Можно, конечно, в какой-то степени понять беглецов. Ведь в анналах истории не сохранился ни один прецедент «бегства короля». Все церемониалы были до мельчайших подробностей разработаны на протяжении столетий: в каком виде, в каком наряде появиться на приёмах, на обедах, выезжать на охоту, сидеть за карточным столом или слушать мессу. Но вот как бежать королю и королеве из дворца своих предков и в чём при этом быть одетым — на сей счёт не было никаких предписаний. Приходилось таким образом импровизировать...
Наконец после долгих проволочек был назначен день побега — 19 июня 1791 года. Дальше медлить невозможно, у этого мерзавца Марата просто сверхъестественная интуиция. Вдруг, как гром среди ясного неба, в газете «Друг народа» он опубликовал статью, в которой говорит «о существовании в стране заговора с целью похищения короля...» «Стерегите как следует короля и дофина, держите под замком австриячку, её невестку и всех членов семьи; потеря может стать роковой для нации!» — провозглашал этот пророк.
Мария-Антуанетта, узнав об этом, была вынуждена перенести дату отъезда.
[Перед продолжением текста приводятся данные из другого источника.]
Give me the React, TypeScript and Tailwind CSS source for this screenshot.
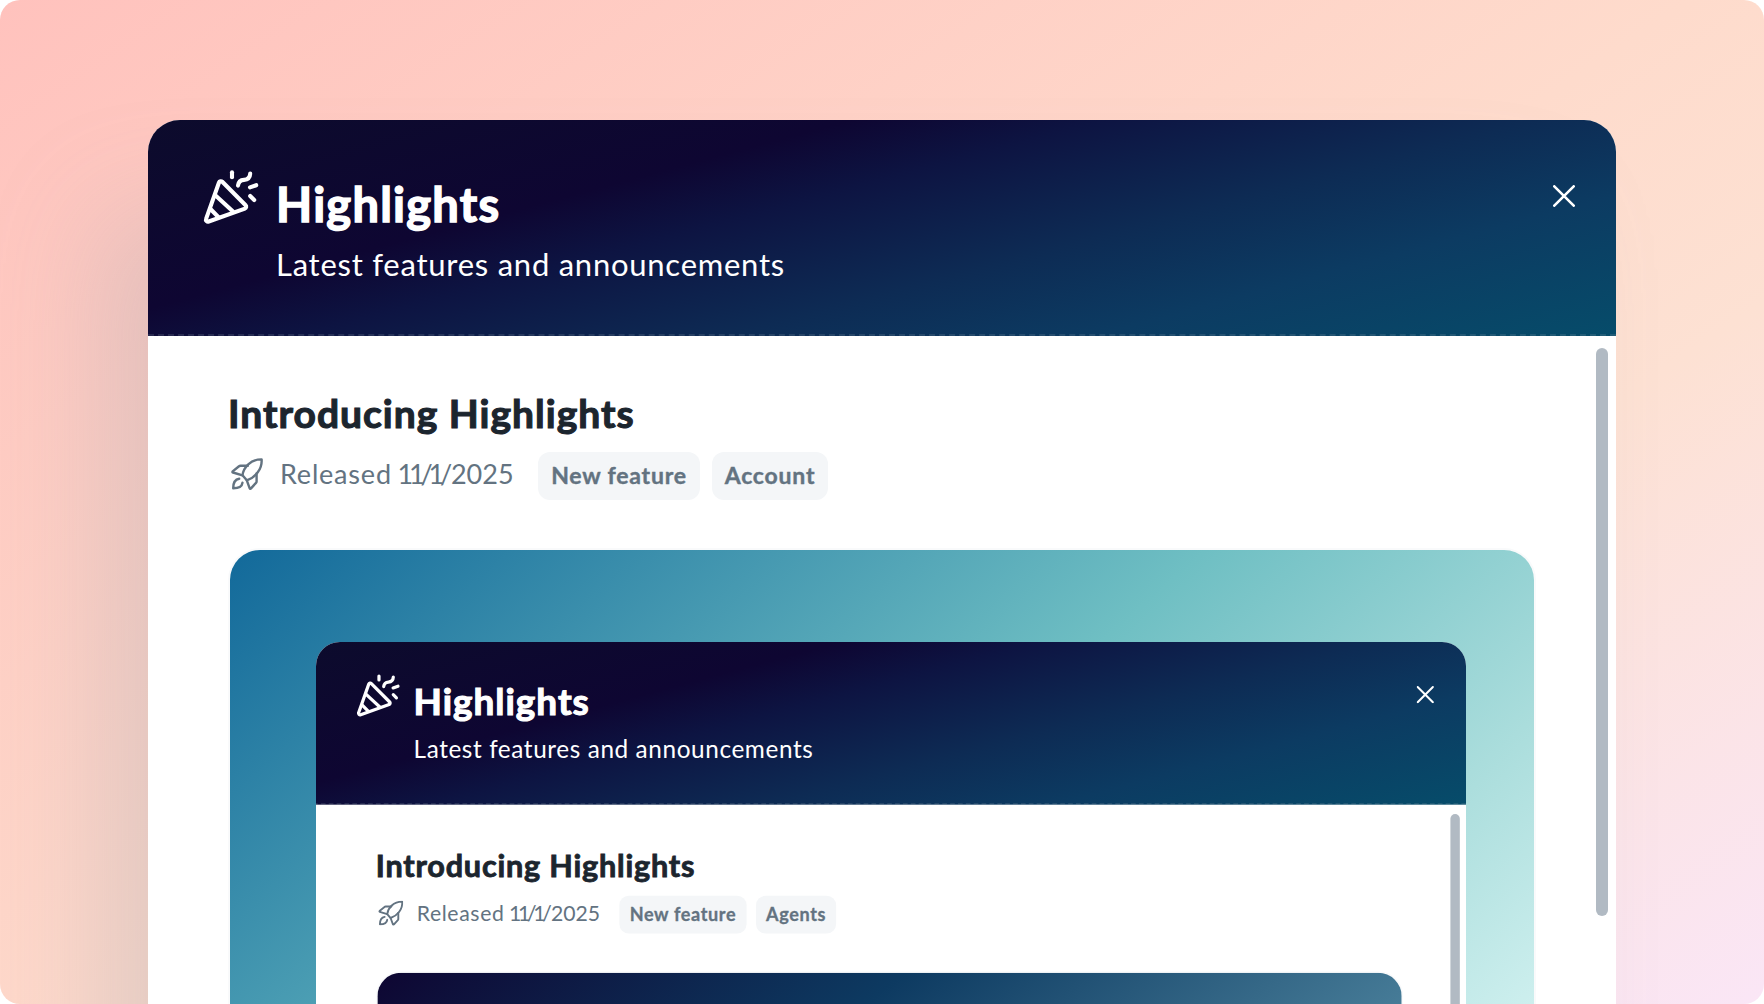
import React from "react";

function PartyPopper() {
  return (
    <svg
      viewBox="0 0 56 56"
      className="h-14 w-14 overflow-visible"
      fill="none"
      stroke="currentColor"
      strokeWidth="4.1"
      strokeLinecap="round"
      strokeLinejoin="round"
    >
      <path d="M20.300 13.800 43.600 37.300a2 2 0 0 1-.7 3.300L6.700 53.500A2 2 0 0 1 4.100 50.900L17 14.500a2 2 0 0 1 3.300-.7Z" />
      <path d="M13 27 31 43.600" />
      <path d="M8.700 41.200 16.500 49.200" />
      <path d="M30 4.200v5" />
      <path d="M36 17.600c.5-4 2.500-5.500 6-5.700 3.800-.3 6-2 6.200-6.300" />
      <path d="M48 19.400 54.200 17.200" />
      <path d="m48.200 28 4 4" />
    </svg>
  );
}

function Rocket() {
  return (
    <svg
      viewBox="0 0 32 32"
      className="h-8 w-8"
      fill="none"
      stroke="currentColor"
      strokeWidth="2.4"
      strokeLinecap="round"
      strokeLinejoin="round"
    >
      <path d="M11.500 17.300C12.500 9.500 19.500 1.300 30.600 1.400 31.400 11.500 24 19.500 15.800 22.300Z" />
      <path d="M16.800 7.700H9.500Q8.600 7.700 8 8.300L1.700 13.400Q1 14.200 2 14.500L11.500 17.300" />
      <path d="M25.600 15.500V23.500Q25.600 24.300 25 24.900L19.800 30.600Q19 31.200 18.700 30.300L15.800 22.300" />
      <path d="M8.200 20.800C3.500 21.500 2.200 25.500 2.200 30.300 6.500 30.300 11 29 11.500 24.600" />
    </svg>
  );
}

function Tag({ children }: { children: React.ReactNode }) {
  return (
    <span className="flex h-12 items-center justify-center rounded-xl bg-[#f4f6f8] pb-0.5 text-[23px] font-bold tracking-[0.8px] whitespace-nowrap text-[#637381] [-webkit-text-stroke:0.4px]">
      {children}
    </span>
  );
}

function Panel({
  tag,
  tagWidth,
  children,
}: {
  tag: string;
  tagWidth: string;
  children: React.ReactNode;
}) {
  return (
    <div className="flex h-[884px] w-[1468px] flex-col bg-white">
      <header className="flex h-[216px] shrink-0 items-start border-b-2 border-dashed border-[#919eab]/20 bg-[linear-gradient(165deg,#0c0b2c_0%,#0e0632_31%,#0d1442_42%,#0d2b54_61%,#0c3b62_77%,#064c6a_100%)] bg-origin-border pl-[54px] text-white">
        <div className="mt-12 w-[74px] shrink-0">
          <PartyPopper />
        </div>
        <div className="grow">
          <h1 className="mt-[54px] text-[47px] leading-[60px] font-bold tracking-[1.25px] [-webkit-text-stroke:1.4px]">
            Highlights
          </h1>
          <p className="mt-2.5 text-[31px] leading-10 tracking-[0.75px]">
            Latest features and announcements
          </p>
        </div>
        <svg
          viewBox="0 0 22 22"
          className="mt-[65px] mr-[41px] h-[22px] w-[22px] shrink-0"
          fill="none"
          stroke="currentColor"
          strokeWidth="2.600"
          strokeLinecap="round"
        >
          <path d="M1.300 1.300 20.700 20.700M20.700 1.300 1.300 20.700" />
        </svg>
      </header>
      <div className="flex min-h-0 grow">
        <main className="flex w-[1448px] shrink-0 flex-col pr-[60px] pl-20">
          <h2 className="mt-[51px] text-[39px] leading-[52px] font-bold tracking-[1px] text-[#1c252e] [-webkit-text-stroke:1.1px]">
            Introducing Highlights
          </h2>
          <div className="mt-[13px] flex h-12 items-center text-[#637381]">
            <div className="ml-[3px] w-[49px] pb-1">
              <Rocket />
            </div>
            <p className="w-[258px] pb-1 text-[27px] leading-10 tracking-[0.8px] whitespace-nowrap">
              Released{" "}
              <span className="ml-[-2px] tracking-[-4.2px]">11/1/</span>
              <span className="ml-[3px] tracking-[0px]">2025</span>
            </p>
            <div className="flex gap-3">
              <div className="w-[162px]">
                <Tag>New feature</Tag>
              </div>
              <div className={tagWidth}>
                <Tag>{tag}</Tag>
              </div>
            </div>
          </div>
          <div className="mt-12 min-h-0 grow overflow-hidden rounded-t-[32px] border-x-2 border-t-2 border-[#f9fafb]">
            {children}
          </div>
        </main>
        <div className="mt-3 h-[568px] w-3 rounded-full bg-[#b1bac3]" />
      </div>
    </div>
  );
}

export default function App() {
  return (
    <div className="h-[1004px] w-[1764px] overflow-hidden bg-white font-['Lato',sans-serif]">
      <div className="h-full overflow-hidden rounded-[20px] bg-[linear-gradient(146deg,#ffc2bd_0%,#fedbcc_52%,#fde1d3_68%,#fae6f6_100%)] pt-[120px] pl-[148px]">
        <div className="h-[1200px] w-[1468px] rounded-t-[32px] shadow-[-60px_80px_110px_-12px_rgba(145,158,171,0.26)]">
          <div className="overflow-hidden rounded-t-[32px]">
            <Panel tag="Account" tagWidth="w-[116px]">
              <div className="h-full bg-[linear-gradient(139deg,#12699a_0%,#6fbfc3_53.5%,#aadddc_82%,#cdefee_100%)] pt-[92px] pl-[86px]">
                <div className="h-[362px] w-[1150px] overflow-hidden rounded-t-[24px] bg-white">
                  <div className="-mt-[7px] -ml-[3px] origin-top-left scale-[0.7855]">
                    <Panel tag="Agents" tagWidth="w-[102px]">
                      <div className="h-full bg-[linear-gradient(141deg,#0e0632_0%,#0d3a61_36%,#4a809b_75%)]" />
                    </Panel>
                  </div>
                </div>
              </div>
            </Panel>
          </div>
        </div>
      </div>
    </div>
  );
}
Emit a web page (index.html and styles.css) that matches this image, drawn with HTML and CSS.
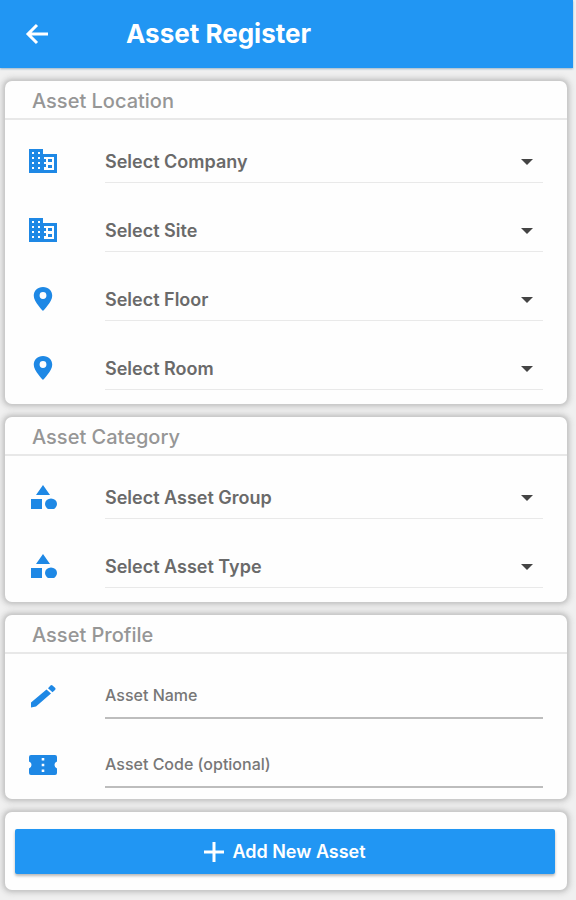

Вечером 20 июня 1791 года даже самый внимательный наружный наблюдатель не смог бы обнаружить в Тюильри признаков чего-то необычного. Солдаты Национальной гвардии стояли на своих постах, после ужина по своим комнатам разбрелись камеристки и слуги. В большом зале король мирно беседовал со своим братом графом Прованским, а остальные весело играли в триктрак.